En effet, on a vu et on verra longtemps que les bandes espagnoles ne sauraient résister à la cavalerie française, et que l’infanterie suisse peut être battue par l’infanterie espagnole. Si on me contestait ce dernier point, je rappellerais la bataille de Ravenne, où l’infanterie espagnole en vint aux prises avec les troupes allemandes qui combattent dans le même ordre que les Suisses. Or, les premiers s’étant jetés avec la vivacité qui leur est ordinaire, et à l’abri de leurs boucliers, au travers des piques des Allemands, ceux-ci furent obligés de plier ; ils eussent été entièrement défaits, sans la cavalerie qui vint fondre sur les Espagnols.

Il s’agit donc d’instituer une milice qui n’ait ni le défaut de l’infanterie suisse, ni celui de l’infanterie espagnole, et qui puisse tenir contre la cavalerie française, Rien n’est plus propre à faire estimer un prince nouveau et à illustrer son règne.

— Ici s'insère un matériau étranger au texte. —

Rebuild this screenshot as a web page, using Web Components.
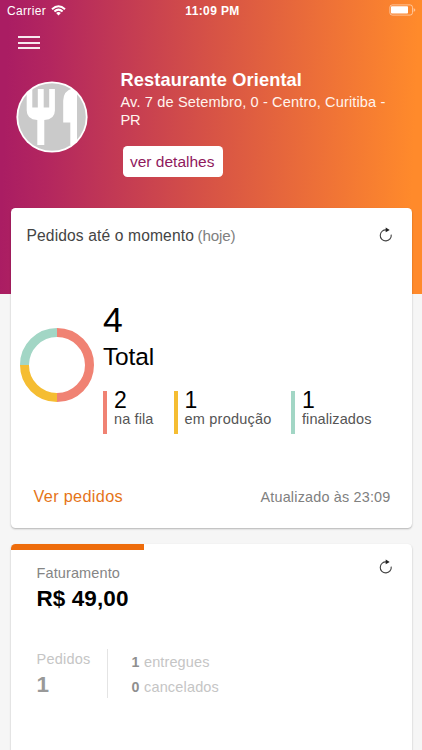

L’occasion qui se présente est trop belle pour la laisser échapper, et il est temps que l’Italie voie briser ses chaînes. Avec quelles démonstrations de joie et de reconnaissance ne recevraient-elles pas leur libérateur, ces malheureuses provinces qui gémissent depuis si longtemps sous le joug d’une domination odieuse ! Quelle ville lui fermerait ses portes, et quel peuple serait assez aveugle pour refuser de lui obéir ? Quels rivaux aurait-il à craindre ? Est-il un seul Italien qui ne s’empressât de lui rendre hommage ? Tous sont las de la domination de ces barbares. Que votre illustre maison, forte de toutes les espérances que donne la justice de notre cause, daigne former une si noble entreprise, afin que, marchant sous vos étendards, notre nation reprenne son ancien éclat, et que sous vos auspices elle puisse chanter avec Pétrarque :

Virth contra furore
Prenderà l’arme, e fia’l combatier corto,
Che l’antico valore,
Negl’italici cuor non è ancor morto[1].


fin du prince.

PENSÉES DIVERSES.
I.

Les hommes qui, dans les républiques exercent un art mécanique ne sont jamais en état de commander en princes, lorsqu’ils sont élevés aux magistratures, parce qu’ils n’ont jamais appris qu’à obéir. Il faut donc ne confier le commandement qu’aux citoyens qui n’ont jamais obéi qu’aux rois et aux lois, comme sont ceux qui vivent de leurs propres revenus.

II.

Les Romains, sur le point de livrer bataille aux Gaulois, pour soutenir le premier choc et rendre vains les premiers coups de leurs adversaires, mirent, contre leur coutume, les lanciers en tête, afin que l’ennemi, occupé à abattre les lances, et arrêté par ce corps, perdit son ardeur et son impétuosité premières.

III.

Amilcar, pendant une marche, ayant été attaqué de deux côtés par les ennemis, changea soudainement son ordre de bataille, c’est-à-dire qu’il fit aller en queue ceux qui étaient en tête, et venir en tête ceux qui étaient en queue. Les deux divisions ennemies s’imaginant qu’Amilcar fuyait, se mirent en désordre pour le

  1. Petrarca. Canzone xvi, vers 95 — 96.